Everything was set. The Irish developer’s local contacts lined up a meeting between him and the land owner. Big mistake. I'm told the "lieutenants" do the deals in Romania. Bringing in the final decision maker to meet the land owner wasn’t a good move.

Irish developers do business in a different way to Romanian land owners.

This Irish developer sat at the table, and said “I want the property and I’ll give you 30 million euro for it”. After all, that was the asking price. But when he saw how eager our Irish friend was, the Romanian gentleman decided that 30 million euro was no longer the price. The price, he calmly informed the room, was now higher. The Irish developer told the Romanian land owner what to do with his higher price (in language nowhere near as polite as that) and stormed out of the room.

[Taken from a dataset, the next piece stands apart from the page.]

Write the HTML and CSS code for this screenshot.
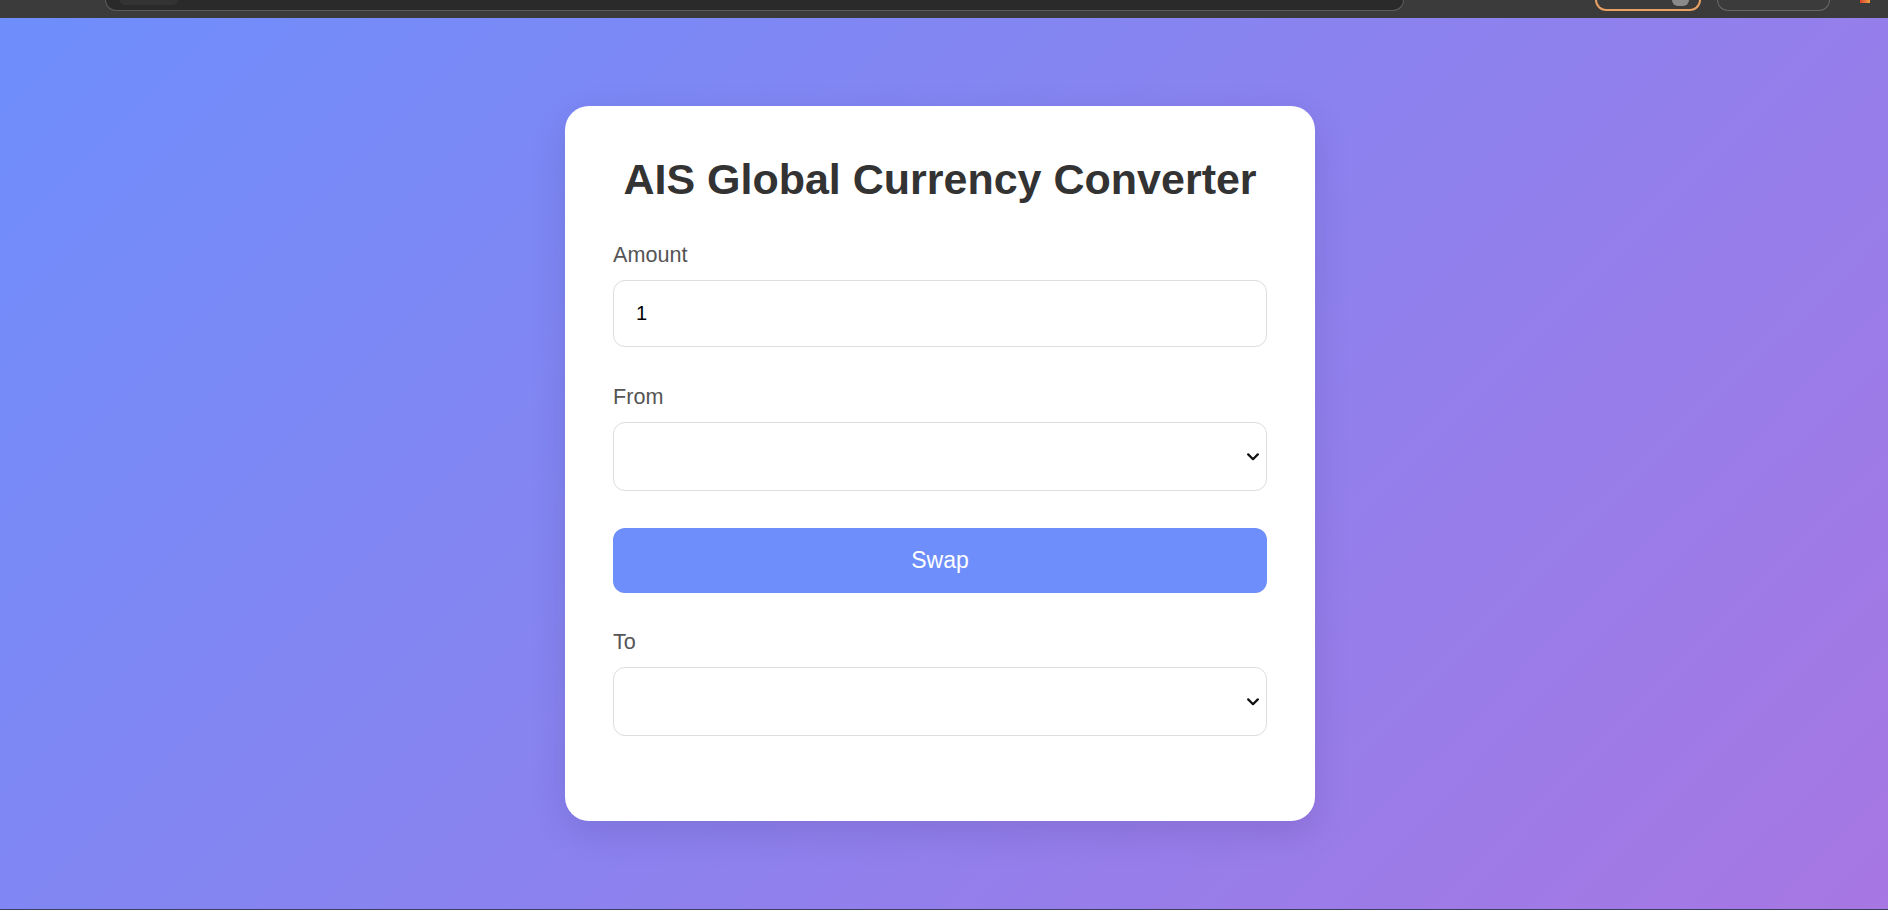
FILE: index.html
```html
<!DOCTYPE html>
<html lang="en">
<head>
<meta charset="utf-8">
<title>AIS Global Currency Converter</title>
<link rel="stylesheet" href="styles.css">
</head>
<body>
<div class="page">
  <div class="chrome">
    <div class="urlbar"><div class="urlbar-tab"></div></div>
    <div class="pill pill-accent"><span class="pill-dot"></span></div>
    <div class="pill"></div>
    <div class="chrome-icon"></div>
  </div>
  <main class="stage">
    <section class="card">
      <h1 class="title">AIS Global Currency Converter</h1>
      <div class="group">
        <label class="label" for="amount">Amount</label>
        <input class="field field-input" id="amount" type="text" value="1">
      </div>
      <div class="group">
        <label class="label" for="from">From</label>
        <div class="select-wrap">
          <select class="field field-select" id="from"></select>
          <svg class="chevron" width="12" height="8" viewBox="0 0 12 8" aria-hidden="true"><path d="M1.2 1.4 L6 6.2 L10.8 1.4" fill="none" stroke="#111" stroke-width="2.2" stroke-linecap="round" stroke-linejoin="round"/></svg>
        </div>
      </div>
      <button class="swap" type="button">Swap</button>
      <div class="group">
        <label class="label" for="to">To</label>
        <div class="select-wrap">
          <select class="field field-select" id="to"></select>
          <svg class="chevron" width="12" height="8" viewBox="0 0 12 8" aria-hidden="true"><path d="M1.2 1.4 L6 6.2 L10.8 1.4" fill="none" stroke="#111" stroke-width="2.2" stroke-linecap="round" stroke-linejoin="round"/></svg>
        </div>
      </div>
    </section>
  </main>
  <div class="bottom-edge"></div>
</div>
</body>
</html>
```

FILE: styles.css
```css
* { box-sizing: border-box; }

html, body {
  margin: 0;
  padding: 0;
  height: 100%;
}

body {
  font-family: "Liberation Sans", Arial, sans-serif;
  background: #3a3a3a;
  overflow: hidden;
}

.page {
  display: flex;
  flex-direction: column;
  height: 910px;
}

/* browser chrome strip at the top */
.chrome {
  height: 18px;
  flex: 0 0 18px;
  background: #3b3b3b;
  display: flex;
  align-items: flex-start;
}

.urlbar {
  margin-left: 105px;
  width: 1299px;
  height: 11px;
  background: #2a2a2a;
  border: 1px solid #5c5c5c;
  border-top: none;
  border-radius: 0 0 11px 11px;
  padding-left: 14px;
}

.urlbar-tab {
  width: 58px;
  height: 5px;
  background: #333;
  border-radius: 0 0 6px 6px;
}

.pill {
  margin-left: 16px;
  width: 113px;
  height: 11px;
  border: 1px solid #666;
  border-top: none;
  border-radius: 0 0 12px 12px;
  display: flex;
  justify-content: flex-end;
}

.pill-accent {
  margin-left: 191px;
  width: 106px;
  border: 2px solid #e8a064;
  border-top: none;
  padding-right: 10px;
}

.pill-dot {
  width: 17px;
  height: 6px;
  background: #8a8a8a;
  border-radius: 0 0 9px 9px;
}

.chrome-icon {
  margin-left: 30px;
  width: 10px;
  height: 3px;
  background: linear-gradient(90deg, #d9432b, #f0a040);
}

/* main gradient area */
.stage {
  flex: 1;
  background: linear-gradient(135deg, #6e8efb 0%, #a777e3 100%);
  display: flex;
  align-items: center;
  justify-content: center;
  padding-right: 8px;
  padding-bottom: 1px;
}

.bottom-edge {
  flex: 0 0 1px;
  background: #3a3f5c;
}

.card {
  width: 750px;
  background: #fff;
  border-radius: 24px;
  padding: 48px;
  box-shadow: 0 12px 36px rgba(40, 20, 90, 0.14);
}

.title {
  margin: 0 0 38px;
  font-size: 43px;
  line-height: 50px;
  font-weight: 700;
  color: #333;
  text-align: center;
}

.group {
  margin-bottom: 37px;
}

.group:last-child {
  margin-bottom: 37px;
}

.label {
  display: block;
  font-size: 21.6px;
  line-height: 25px;
  margin-bottom: 13px;
  color: #555;
}

.field {
  display: block;
  width: 100%;
  border: 1px solid #ddd;
  border-radius: 12px;
  background: #fff;
  font-family: "Liberation Sans", Arial, sans-serif;
  font-size: 20px;
  color: #000;
  padding: 0 22px;
  outline: none;
}

.field-input {
  height: 67px;
}

.select-wrap {
  position: relative;
}

.field-select {
  height: 69px;
  -webkit-appearance: none;
  appearance: none;
}

.chevron {
  position: absolute;
  right: 8px;
  top: 31px;
  pointer-events: none;
}

.swap {
  display: block;
  width: 100%;
  height: 65px;
  margin: 1px 0 36px;
  border: none;
  border-radius: 12px;
  background: #6e8efb;
  color: #fff;
  font-family: "Liberation Sans", Arial, sans-serif;
  font-size: 23px;
  cursor: pointer;
}
```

Too much interest inflates property price

Months of work went out the window in a matter of seconds because of cultural differences. The Irish developer showed too much interest, and his normal business manner caused him to lose the deal.

A row of old houses in Italy
In a hot market even old houses can suddenly gain in selling price if you show too much interest in the property   (Image by Pixabay.com)

The same thing can happen with properties that cost far less than 30 million euro … especially in a hot market. You show too much interest and the asking price can go up right in front of your eyes. Don’t show enough interest or try to keep the seller on the hook, and someone else (with less sense) can come along and buy the property at an inflated price.

Whether or not you pay an inflated price to make the deal will mostly depend on what the purpose of the purchase is--where does it fall on the primary residence to pure investment continuum? Paying a premium for a property you like, a possible primary residence, can make sense. But the closer it is to being a pure investment, the more you must assess whether the appreciation will continue…or will the bubble burst.

Base your negotiation on local property prices

Many buyers from wealthy Western countries think property is cheap when they go into Third-World markets. They compare local prices to Hometown, USA prices, and like the difference. What you should be thinking is how the local property price compares to other local prices, and negotiate from there.

An old farm house
When buying a property overseas, check the local pricing competition first, even if all you're buying is an old country house on a farm property
(Image by Freeimages.com)

You should take the time to do your due diligence on local pricing. There is nothing more irritating than to see a bunch of amateurs coming into a market, bidding up prices because they have money and think they know what they are doing. With the U.S. market looking a bit thin, developers are bouncing down to Latin America looking for land to develop. Many are acting like the Irish guy did in Romania, i.e. coming down with a big ego and lots of cash. That is the worst combination. Although they are professionals in their home state, they usually don’t know anything about the country they land in. They are amateurs in a marketplace new to them.

Don’t act like an amateur. Do your due diligence, pay attention, and don’t overpay just because the property price seems cheap to you.